One Billion Trees grants of more than $89,300 have been provided to Abushman Contracts Ltd, a Māori-owned forestry silviculture business which has developed the Paiaka Forestry Introductory Programme. Through this, 10 forestry workers whose jobs have been affected by COVID-19 will have the chance to gain NZQA credits and access wrap-around whānau-led wellbeing support.
“In addition, the workers will have job security pruning trees over the next three to six months on plantations administered by Crown Forestry and Ngāti Porou Forests Ltd after both agreed to bring pruning work forward,” Shane Jones says.
In another project, up to 20 Tairāwhiti forestry workers will have the chance to gain NZQA credits through Eastland Wood Council’s Training the Next Forestry Generation project, which is receiving One Billion Trees funding of up to $56,488.
“Education opportunities like this not only keep people in the forestry sector, they also ensure the workforce is upskilled and well-placed to help put New Zealand forestry and wood processing at the cutting-edge as we move beyond COVID-19.
“Eastland Wood Council has long advocated to keep workers, particularly young people, engaged in forestry,” says Shane Jones.
One Billion Trees grants for several Tairāwhiti erosion control programmes have also been approved.
“This is great news for the region. I’m very pleased a significant investment of $1.08m has been approved for the Motu River Catchment Group to develop and implement the next phase of its major erosion control project.
“Thanks to community funding through the One Billion Trees fund via the Erosion Control Funding Programme (ECFP), the group’s 18 landowners will be able to plant 78,000 native plants in the upper Motu catchment, helping prevent sedimentation and improving water quality in Tairāwhiti.

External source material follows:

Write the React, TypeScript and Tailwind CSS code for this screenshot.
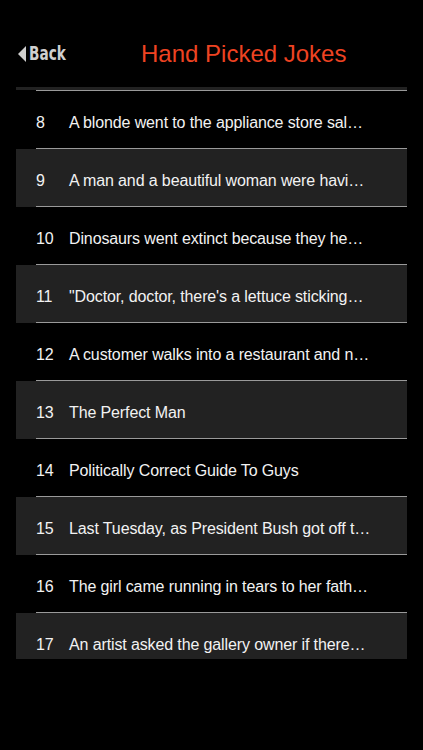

This funding means seven Tairāwhiti locals will be employed, and will also enable the group build 22.5km of fencing to protect the area from animals.

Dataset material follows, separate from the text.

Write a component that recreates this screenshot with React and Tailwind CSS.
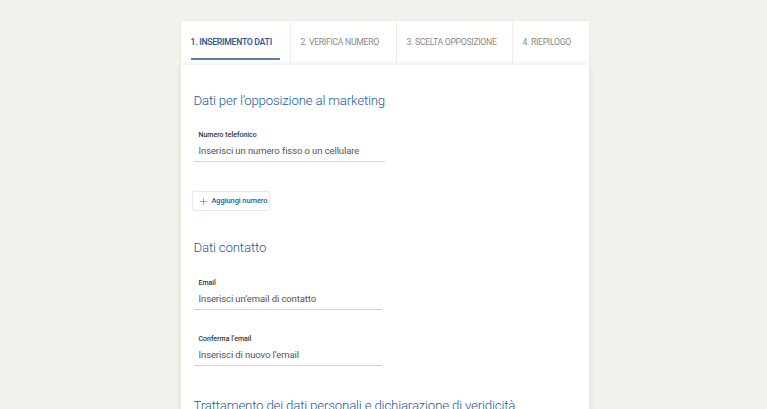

“Up to five locals will be employed through two additional ECFP projects that will each receive $40,000. The projects aim to prevent erosion by planting native trees, and are focused on harvesting native seeds from wild sources and processing the seeds, as well as documenting and inspecting ECFP locations.”
Shane Jones says the Tairāwhiti projects underscore the Government’s commitment to forestry and the region.
“This funding follows a $28m support package announced before the Level 4 lockdown which has helped Tairāwhiti industries including forestry weather the storm.
“This Government is continuing to invest in Tairāwhiti forestry post-COVID-19 so the community can benefit from the employment, environmental and economic benefits this vital sector brings.”